En Inde, avec son milliard d'habitants, après dix ans de balbutiements politiques, l'épidémie n'est plus confinée dans les groupes à risque et les grandes métropoles. Elle est présente dans toutes les régions. Elle touche la population générale. Avec presque 5 millions de personnes infectées, l'Inde vient en deuxième position des pays les plus atteints, juste après l'Afrique du Sud. La Banque mondiale prévoit 37 millions de personnes infectées en 2005. A Bombay, dans la tranche d'âge 25-44 ans, la mortalité liée à la tuberculose a progressé de 140% entre 1987 et 1997. La prévalence du VIH chez les prostituées était de 50% en 2000. En Inde, comme en Chine, l'absence de leadership politique est largement responsable de l'état actuel de l'épidémie.

Au Cambodge, où l'on observe année après année la progression des morts, la croissance du trafic de femmes et de petites filles et l'incurie gouvernementale, le nombre estimé de personnes infectées est de 170000.

L'Indonésie, enfin, qui annonce officiellement 2313 cas d'infection par le VIH en 2001, reconnaît aussi 2 millions d'usagers de drogues. Là encore, l'aveuglement politique est pathétique. Il est criminel.

Même le Japon, qui a su rester à l'écart de la précoce flambée épidémique dans les pays riches, avoue aujourd'hui une situation préoccupante dans la communauté homosexuelle.

Quelques bonnes nouvelles

Toutefois, sur cette toile de fond atterrante, on entend quelques bonnes nouvelles. On voit des initiatives courageuses. On rencontre des hommes et des femmes politiques audacieux. L'Inde fourmille d'ONG locales dynamiques et innovantes. La Thaïlande poursuit son effort politique régional et ses pressions sur le régime birman. Le Vietnam fait preuve de pragmatisme et autorise des ONG, malgré la politique officielle, à mettre en place de véritables programmes de réduction des risques, à Ho Chi Minh-Ville (Saïgon), par exemple. La Chine vient de tenir sa première conférence nationale consacrée au VIH. Les médias chinois parlent enfin de ces villages de la Chine centrale où 65% des paysans ont été infectés par le commerce du sang. Au Cambodge, des ONG commencent depuis peu à traiter leurs patients avec des antirétroviraux génériques importés d'Inde et de Thaïlande.
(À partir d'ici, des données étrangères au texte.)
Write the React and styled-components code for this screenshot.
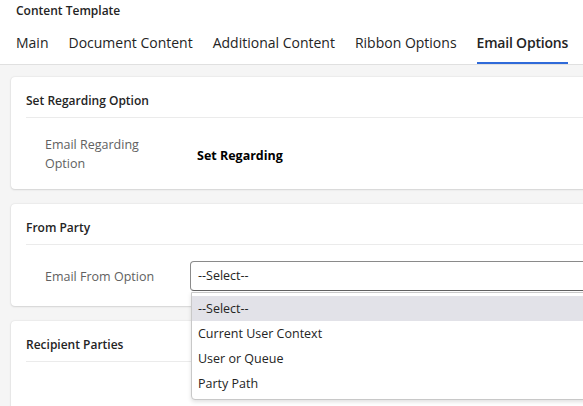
import styled, { createGlobalStyle } from 'styled-components';

const GlobalStyle = createGlobalStyle`
  html, body {
    margin: 0;
    padding: 0;
  }
  body {
    font-family: "Open Sans", "Noto Sans", sans-serif;
    color: #242424;
  }
`;

const tabs = ['Main', 'Document Content', 'Additional Content', 'Ribbon Options', 'Email Options'];
const fromOptions = ['--Select--', 'Current User Context', 'User or Queue', 'Party Path'];

const App = () => {
  return (
    <>
      <GlobalStyle />
      <Page>
        <Header>
          <FormTitle>Content Template</FormTitle>
          <TabList>
            {tabs.map(tab => (
              <Tab key={tab} active={tab === 'Email Options'}>
                {tab}
              </Tab>
            ))}
          </TabList>
        </Header>

        <Body>
          <Card>
            <CardTitle>Set Regarding Option</CardTitle>
            <FieldRow>
              <FieldLabel>Email Regarding Option</FieldLabel>
              <FieldValue>Set Regarding</FieldValue>
            </FieldRow>
          </Card>

          <Card>
            <CardTitle>From Party</CardTitle>
            <FieldRow>
              <FieldLabel>Email From Option</FieldLabel>
              <SelectWrap>
                <SelectBox>--Select--</SelectBox>
                <OptionList>
                  {fromOptions.map((opt, i) => (
                    <Option key={opt} selected={i === 0}>
                      {opt}
                    </Option>
                  ))}
                </OptionList>
              </SelectWrap>
            </FieldRow>
          </Card>

          <Card>
            <CardTitle>Recipient Parties</CardTitle>
            <EmptyRow />
          </Card>
        </Body>
      </Page>
    </>
  );
};

const Page = styled.div`
  width: 583px;
  height: 406px;
  overflow: hidden;
  background: #f5f5f5;
  display: flex;
  flex-direction: column;
`;

const Header = styled.div`
  background: #ffffff;
  border-bottom: 1px solid #e0e0e0;
  padding: 0 16px;
`;

const FormTitle = styled.div`
  font-size: 12px;
  font-weight: 600;
  line-height: 16px;
  padding-top: 3px;
`;

const TabList = styled.div`
  display: flex;
  gap: 20px;
  margin-top: 9px;
`;

const Tab = styled.div`
  font-size: 14px;
  line-height: 20px;
  padding: 5px 0 9px;
  white-space: nowrap;
  letter-spacing: ${props => (props.active ? '-0.2px' : '0')};
  font-weight: ${props => (props.active ? 600 : 400)};
  color: #242424;
  border-bottom: 2px solid ${props => (props.active ? '#2f6ad9' : 'transparent')};
`;

const Body = styled.div`
  padding: 12px 0 0 11px;
  display: flex;
  flex-direction: column;
  gap: 15px;
`;

const Card = styled.div`
  width: 640px;
  background: #ffffff;
  border-radius: 4px;
  box-shadow: 0 0 2px rgba(0, 0, 0, 0.12), 0 1px 2px rgba(0, 0, 0, 0.1);
  padding: 0 15px;
  flex-shrink: 0;
`;

const CardTitle = styled.div`
  font-size: 12px;
  font-weight: 600;
  line-height: 18px;
  padding: 15px 0 7px;
  border-bottom: 1px solid #ebebeb;
`;

const FieldRow = styled.div`
  display: grid;
  grid-template-columns: 110px 1fr;
  column-gap: 35px;
  align-items: center;
  padding: 16px 0 15px 19px;
`;

const FieldLabel = styled.div`
  font-size: 12.5px;
  line-height: 19px;
  padding: 1px 0;
  color: #616161;
`;

const FieldValue = styled.div`
  font-size: 12.5px;
  font-weight: 700;
  color: #000000;
  padding: 3px 0 0 7px;
`;

const SelectWrap = styled.div`
  position: relative;
`;

const SelectBox = styled.div`
  height: 28px;
  border: 1px solid #8a8a8a;
  border-bottom-color: #616161;
  border-radius: 4px;
  font-size: 12.5px;
  line-height: 28px;
  padding-left: 7px;
  color: #242424;
`;

const OptionList = styled.div`
  position: absolute;
  top: calc(100% + 1px);
  left: 1px;
  right: 0;
  z-index: 2;
  background: #ffffff;
  border: 1px solid #c8c8c8;
  border-radius: 0 0 4px 4px;
  box-shadow: 0 2px 4px rgba(0, 0, 0, 0.12);
  padding: 3px 0 3px;
`;

const Option = styled.div`
  height: 25px;
  line-height: 25px;
  padding-left: 6px;
  font-size: 12.5px;
  color: #242424;
  background: ${props => (props.selected ? '#e2e2e8' : 'transparent')};
`;

const EmptyRow = styled.div`
  height: 60px;
`;

export default App;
La tâche est immense, les réalisations encore dérisoires. Il faut que l'effort international qui se dessine, encore incertain, vers l'Afrique, prenne de la substance et s'attaque aussi à l'Asie, de façon volontaire et structurée, sans se cacher les énormes obstacles politiques et les difficultés techniques. Il faut aussi, à la lueur des expériences réussies par les ONG avec leurs partenaires locaux de la société civile, que les grandes institutions qui se penchent aujourd'hui sur cette épidémie, sachent construire les articulations indispensables avec les sociétés locales pour que l'effort porte ses fruits et ne se perde pas dans les arcanes des administrations nationales ou internationales.

Il faut aussi et surtout que le discours encore timide et hésitant tenu lors de la session spéciale des Nations unies sur le sida, au mois de juin 2001, soit suivi d'actes et d'engagements concrets de la part de la communauté internationale et surtout des gouvernements, notamment asiatiques. Les discours des représentants de la Chine, de la Malaisie, du Pakistan, à cette occasion, ont été décevants - voire affligeants.

Espérons que l'effrayante réalité ramène les politiques à leur devoir de garants de la santé publique.